Hardcover. 165 Pages.

Jacob F. Rivers's Cultural Values in the Southern Sporting Narrative examines classic southern fiction—along with lesser-known literary works—with an eye to the ways that southern writers such as William Elliott, William Gilmore Simms, and William Faulkner depict hunting and outdoorsmanship. Blending literary history with sociology and cultural criticism, Rivers explores the recurring themes of honor, fair play, and noblesse oblige and illustrates how the sporting genre has reflected the moral consciousness of the American South.

Relationships between human beings and animals, as well as the connections between landowners and the soil they claimed as private, have been a key element of southern literature for 150 years.
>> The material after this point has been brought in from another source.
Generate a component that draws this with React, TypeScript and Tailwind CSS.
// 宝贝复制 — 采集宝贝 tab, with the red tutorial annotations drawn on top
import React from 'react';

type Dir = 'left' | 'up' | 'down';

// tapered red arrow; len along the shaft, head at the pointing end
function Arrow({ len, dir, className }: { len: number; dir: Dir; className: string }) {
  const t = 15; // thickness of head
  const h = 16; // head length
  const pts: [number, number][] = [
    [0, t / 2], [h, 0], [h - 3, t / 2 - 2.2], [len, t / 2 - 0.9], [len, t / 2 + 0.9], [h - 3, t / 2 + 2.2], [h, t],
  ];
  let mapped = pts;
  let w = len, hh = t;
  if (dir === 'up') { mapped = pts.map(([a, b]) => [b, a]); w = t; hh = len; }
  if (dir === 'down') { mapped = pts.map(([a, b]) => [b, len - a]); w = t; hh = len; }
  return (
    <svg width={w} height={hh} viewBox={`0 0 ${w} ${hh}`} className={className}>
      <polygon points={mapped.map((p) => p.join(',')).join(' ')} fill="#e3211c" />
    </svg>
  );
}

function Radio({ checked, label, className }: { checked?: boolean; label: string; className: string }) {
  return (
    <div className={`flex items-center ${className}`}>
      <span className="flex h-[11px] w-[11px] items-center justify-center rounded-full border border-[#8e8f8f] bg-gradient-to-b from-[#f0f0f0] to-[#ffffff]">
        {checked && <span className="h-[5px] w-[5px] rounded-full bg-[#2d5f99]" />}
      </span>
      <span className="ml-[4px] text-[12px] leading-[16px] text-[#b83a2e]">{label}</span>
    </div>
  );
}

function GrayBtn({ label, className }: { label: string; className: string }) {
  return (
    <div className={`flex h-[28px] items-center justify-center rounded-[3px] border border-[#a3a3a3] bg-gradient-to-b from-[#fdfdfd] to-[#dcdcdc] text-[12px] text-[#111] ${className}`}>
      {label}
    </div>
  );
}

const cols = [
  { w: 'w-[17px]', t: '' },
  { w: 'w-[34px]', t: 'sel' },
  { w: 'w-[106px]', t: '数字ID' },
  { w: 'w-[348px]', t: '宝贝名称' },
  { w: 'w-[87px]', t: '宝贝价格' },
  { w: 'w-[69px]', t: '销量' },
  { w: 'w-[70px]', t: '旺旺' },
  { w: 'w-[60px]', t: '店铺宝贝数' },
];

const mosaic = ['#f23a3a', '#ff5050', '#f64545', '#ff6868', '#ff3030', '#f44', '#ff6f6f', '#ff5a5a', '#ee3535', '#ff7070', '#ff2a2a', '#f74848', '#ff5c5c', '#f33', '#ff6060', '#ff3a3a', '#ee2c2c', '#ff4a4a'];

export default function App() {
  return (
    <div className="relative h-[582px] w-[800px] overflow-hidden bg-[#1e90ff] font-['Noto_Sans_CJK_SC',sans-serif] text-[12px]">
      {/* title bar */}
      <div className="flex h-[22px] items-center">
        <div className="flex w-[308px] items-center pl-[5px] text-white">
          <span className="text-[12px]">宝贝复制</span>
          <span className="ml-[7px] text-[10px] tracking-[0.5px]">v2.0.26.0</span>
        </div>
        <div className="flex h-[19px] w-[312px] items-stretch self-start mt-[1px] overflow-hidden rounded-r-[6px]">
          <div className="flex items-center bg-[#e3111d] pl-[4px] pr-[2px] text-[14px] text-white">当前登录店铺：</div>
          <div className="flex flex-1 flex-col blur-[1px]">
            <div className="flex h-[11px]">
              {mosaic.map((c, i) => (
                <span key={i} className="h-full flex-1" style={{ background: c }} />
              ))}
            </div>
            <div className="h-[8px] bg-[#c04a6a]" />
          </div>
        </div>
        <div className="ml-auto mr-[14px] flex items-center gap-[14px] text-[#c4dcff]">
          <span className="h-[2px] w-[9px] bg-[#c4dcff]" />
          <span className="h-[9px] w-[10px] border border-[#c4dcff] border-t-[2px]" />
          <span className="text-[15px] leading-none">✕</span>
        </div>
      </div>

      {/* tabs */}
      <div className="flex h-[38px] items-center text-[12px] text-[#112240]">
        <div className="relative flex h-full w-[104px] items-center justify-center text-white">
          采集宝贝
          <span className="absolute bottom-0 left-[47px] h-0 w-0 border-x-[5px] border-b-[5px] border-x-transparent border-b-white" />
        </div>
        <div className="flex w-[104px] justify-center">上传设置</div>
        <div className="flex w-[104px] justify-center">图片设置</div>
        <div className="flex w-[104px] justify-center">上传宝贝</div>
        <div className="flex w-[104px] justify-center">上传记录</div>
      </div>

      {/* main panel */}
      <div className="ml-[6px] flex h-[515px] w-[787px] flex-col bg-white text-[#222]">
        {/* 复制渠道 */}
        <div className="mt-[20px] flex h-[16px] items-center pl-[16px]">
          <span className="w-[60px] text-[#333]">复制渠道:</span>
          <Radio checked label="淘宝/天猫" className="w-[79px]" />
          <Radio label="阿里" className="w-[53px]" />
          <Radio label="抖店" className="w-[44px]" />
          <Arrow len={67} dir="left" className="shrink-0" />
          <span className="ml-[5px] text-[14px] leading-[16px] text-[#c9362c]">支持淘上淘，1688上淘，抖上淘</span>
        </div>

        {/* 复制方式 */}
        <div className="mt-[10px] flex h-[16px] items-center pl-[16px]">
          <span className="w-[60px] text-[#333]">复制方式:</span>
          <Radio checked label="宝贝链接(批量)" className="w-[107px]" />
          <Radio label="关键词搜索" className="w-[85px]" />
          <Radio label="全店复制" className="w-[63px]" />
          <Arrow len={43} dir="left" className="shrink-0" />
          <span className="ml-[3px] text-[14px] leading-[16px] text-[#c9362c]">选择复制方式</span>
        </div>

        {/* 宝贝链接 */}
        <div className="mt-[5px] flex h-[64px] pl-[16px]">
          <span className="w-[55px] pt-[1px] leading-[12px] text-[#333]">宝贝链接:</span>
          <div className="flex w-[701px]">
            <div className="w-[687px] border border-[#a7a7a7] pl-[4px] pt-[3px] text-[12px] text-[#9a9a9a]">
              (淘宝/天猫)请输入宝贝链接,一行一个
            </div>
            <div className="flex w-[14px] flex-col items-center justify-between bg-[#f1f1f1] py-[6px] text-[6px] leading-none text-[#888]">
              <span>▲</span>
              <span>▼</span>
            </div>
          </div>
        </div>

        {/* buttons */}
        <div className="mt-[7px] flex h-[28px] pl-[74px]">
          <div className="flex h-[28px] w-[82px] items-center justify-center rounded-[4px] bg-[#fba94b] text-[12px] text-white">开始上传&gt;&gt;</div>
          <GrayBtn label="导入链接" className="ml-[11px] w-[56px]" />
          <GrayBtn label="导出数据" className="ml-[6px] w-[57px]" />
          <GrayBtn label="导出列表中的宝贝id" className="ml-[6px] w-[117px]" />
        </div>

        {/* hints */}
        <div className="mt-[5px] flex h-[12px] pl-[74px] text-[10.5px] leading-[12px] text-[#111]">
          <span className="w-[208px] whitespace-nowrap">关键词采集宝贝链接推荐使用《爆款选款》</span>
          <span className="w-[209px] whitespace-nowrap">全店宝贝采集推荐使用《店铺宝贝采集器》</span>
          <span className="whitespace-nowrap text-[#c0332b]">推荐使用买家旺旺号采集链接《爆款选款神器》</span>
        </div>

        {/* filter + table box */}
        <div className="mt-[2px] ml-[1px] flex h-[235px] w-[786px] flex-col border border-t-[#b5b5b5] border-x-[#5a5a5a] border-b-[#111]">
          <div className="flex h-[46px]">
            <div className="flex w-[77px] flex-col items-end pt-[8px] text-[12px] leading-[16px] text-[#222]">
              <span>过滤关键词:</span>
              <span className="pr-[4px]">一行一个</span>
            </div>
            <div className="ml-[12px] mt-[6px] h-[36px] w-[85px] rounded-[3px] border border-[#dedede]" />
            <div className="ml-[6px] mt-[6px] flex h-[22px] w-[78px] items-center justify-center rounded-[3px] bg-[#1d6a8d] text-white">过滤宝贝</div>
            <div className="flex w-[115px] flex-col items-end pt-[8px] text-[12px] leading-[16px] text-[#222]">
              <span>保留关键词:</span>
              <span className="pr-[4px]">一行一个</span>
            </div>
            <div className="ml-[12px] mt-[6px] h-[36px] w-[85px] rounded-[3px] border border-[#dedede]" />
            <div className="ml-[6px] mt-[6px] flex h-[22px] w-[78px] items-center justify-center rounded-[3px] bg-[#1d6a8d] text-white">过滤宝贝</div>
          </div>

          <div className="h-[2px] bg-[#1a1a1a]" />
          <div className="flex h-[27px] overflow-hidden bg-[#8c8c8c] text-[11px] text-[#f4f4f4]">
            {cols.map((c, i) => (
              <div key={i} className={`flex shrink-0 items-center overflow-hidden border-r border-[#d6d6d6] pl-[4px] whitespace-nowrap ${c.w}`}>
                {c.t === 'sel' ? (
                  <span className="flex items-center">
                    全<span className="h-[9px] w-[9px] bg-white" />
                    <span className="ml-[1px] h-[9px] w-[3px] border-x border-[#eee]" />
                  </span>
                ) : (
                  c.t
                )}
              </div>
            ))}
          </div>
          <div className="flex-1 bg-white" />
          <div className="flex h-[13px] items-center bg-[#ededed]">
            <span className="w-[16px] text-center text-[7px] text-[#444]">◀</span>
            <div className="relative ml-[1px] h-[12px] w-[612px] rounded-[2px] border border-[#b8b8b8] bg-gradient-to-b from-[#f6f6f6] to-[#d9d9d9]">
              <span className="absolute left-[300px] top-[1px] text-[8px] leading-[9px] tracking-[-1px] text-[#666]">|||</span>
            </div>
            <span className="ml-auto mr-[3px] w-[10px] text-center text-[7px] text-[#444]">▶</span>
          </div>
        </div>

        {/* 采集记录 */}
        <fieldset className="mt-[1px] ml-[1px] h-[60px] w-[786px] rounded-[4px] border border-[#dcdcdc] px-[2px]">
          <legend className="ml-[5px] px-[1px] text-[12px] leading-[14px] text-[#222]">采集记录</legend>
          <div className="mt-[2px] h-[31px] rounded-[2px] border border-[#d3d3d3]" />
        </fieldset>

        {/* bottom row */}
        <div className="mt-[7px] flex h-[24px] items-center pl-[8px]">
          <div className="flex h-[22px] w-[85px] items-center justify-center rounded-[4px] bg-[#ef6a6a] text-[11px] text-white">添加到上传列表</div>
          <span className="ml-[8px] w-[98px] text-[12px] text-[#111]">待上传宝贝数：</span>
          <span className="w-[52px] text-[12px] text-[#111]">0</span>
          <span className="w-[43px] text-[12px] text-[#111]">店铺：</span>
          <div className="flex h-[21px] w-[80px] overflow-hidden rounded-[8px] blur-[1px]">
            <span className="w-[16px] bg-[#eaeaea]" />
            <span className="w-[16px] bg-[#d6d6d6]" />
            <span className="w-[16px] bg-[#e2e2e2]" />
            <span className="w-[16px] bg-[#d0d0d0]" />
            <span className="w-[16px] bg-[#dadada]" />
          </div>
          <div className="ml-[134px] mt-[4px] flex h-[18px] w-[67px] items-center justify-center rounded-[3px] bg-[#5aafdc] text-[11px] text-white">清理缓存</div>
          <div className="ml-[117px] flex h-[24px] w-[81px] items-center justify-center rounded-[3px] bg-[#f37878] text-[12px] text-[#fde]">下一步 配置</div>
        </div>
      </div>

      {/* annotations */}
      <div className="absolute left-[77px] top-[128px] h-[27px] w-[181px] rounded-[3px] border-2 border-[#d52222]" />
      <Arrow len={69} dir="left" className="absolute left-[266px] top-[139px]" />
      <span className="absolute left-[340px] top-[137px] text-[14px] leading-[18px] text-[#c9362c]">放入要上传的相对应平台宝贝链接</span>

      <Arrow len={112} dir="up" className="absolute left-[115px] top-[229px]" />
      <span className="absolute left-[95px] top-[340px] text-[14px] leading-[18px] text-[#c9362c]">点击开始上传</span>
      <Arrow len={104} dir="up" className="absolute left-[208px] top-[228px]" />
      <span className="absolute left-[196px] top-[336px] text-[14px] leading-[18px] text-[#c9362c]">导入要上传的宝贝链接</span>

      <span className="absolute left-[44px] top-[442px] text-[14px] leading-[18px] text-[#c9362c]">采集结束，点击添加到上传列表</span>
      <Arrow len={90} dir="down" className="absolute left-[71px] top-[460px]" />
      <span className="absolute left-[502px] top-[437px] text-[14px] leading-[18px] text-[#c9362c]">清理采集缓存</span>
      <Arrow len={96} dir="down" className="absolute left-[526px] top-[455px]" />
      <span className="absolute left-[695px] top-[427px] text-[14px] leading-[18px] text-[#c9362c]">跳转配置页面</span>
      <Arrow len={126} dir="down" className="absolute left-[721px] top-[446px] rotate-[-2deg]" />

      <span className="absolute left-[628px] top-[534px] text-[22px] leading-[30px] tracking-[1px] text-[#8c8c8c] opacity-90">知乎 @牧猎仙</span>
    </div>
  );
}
Hunting has provided rich symbolic and philosophical material for writers who celebrate its rituals, its etiquette, and its ability to unite humanity and nature. Rivers examines the role of these moral values and traditions in the literature over time, highlighting early works such as Elliott's Carolina Sports by Land and Water and Simms's The Cub of the Panther, both of which delve into the relationship of man as an extension of nature. He notes the continuity of values in later hunting fiction as well, and maintains that while the twentieth century authors engage similar themes, many of the old traditions are lost to modern society. Faulkner and other modern writers that Rivers includes both share the traditions and chronicle the traditions' demise.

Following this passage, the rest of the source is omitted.